Researchers Say Blood Test Could Predict Heart Attacks

Doctor’s can’t predict a heart attack before it happens – at least not yet. Scientists say that may all change soon, thanks to a new study that identified certain cells – circulating endothelial cells (CECs) -that are sloughed off from weakened blood vessel walls, which may indicate the first stages of a heart attack.

According to Dr. Eric Topol, lead author of the study published in the journal Science Translational Medicine, heart experts believe that heart attacks actually start days before a clot even forms. The first stages involve a weakening or erosion of the blood vessel walls. This then attracts inflammatory cells that damage the endothelial cells lining the inside of the blood vessels, causing cells to undergo mutations and clump together before sloughing off to float around the body.

Topol studied 50 patients who had a heart attack and 44 healthy controls, and discovered that the heart attack patients had more than four times the concentration of CECs in their blood than the controls.

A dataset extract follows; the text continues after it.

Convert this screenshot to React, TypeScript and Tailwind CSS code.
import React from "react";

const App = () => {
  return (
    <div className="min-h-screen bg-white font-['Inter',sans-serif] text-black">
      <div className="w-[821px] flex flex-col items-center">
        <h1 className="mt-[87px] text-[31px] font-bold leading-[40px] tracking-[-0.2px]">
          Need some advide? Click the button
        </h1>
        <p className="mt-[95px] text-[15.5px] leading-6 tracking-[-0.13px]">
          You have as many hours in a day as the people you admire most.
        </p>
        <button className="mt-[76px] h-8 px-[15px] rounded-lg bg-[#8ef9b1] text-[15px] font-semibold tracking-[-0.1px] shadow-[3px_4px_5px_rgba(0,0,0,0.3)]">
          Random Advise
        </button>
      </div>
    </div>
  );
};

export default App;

Their CECs also appeared misshapen and large, with multiple nuclei, compared to the normal looking CECs of healthy people.

“For the first time, we can isolate these cells through techniques that were not available in 1999,” says Topol. “They are like a window into the process that underlies an imminent heart attack.”

CECs start sloughing off the vessel walls a few days to a week or more before a heart attack occurs, which means testing for CECs can help doctors predict who is on the verge of having one.

“In the long term, now that we have the molecular signature of the CECs, we could put it in a nanosensor that is embedded into a tiny vein in high risk people who are most vulnerable to having a heart attack, and have that sensor talk to their cell phone, so they get an alert that they might have a heart attack in a few days.”

It may be years away, but this may ultimately help thousands of people predict and avoid heart attacks.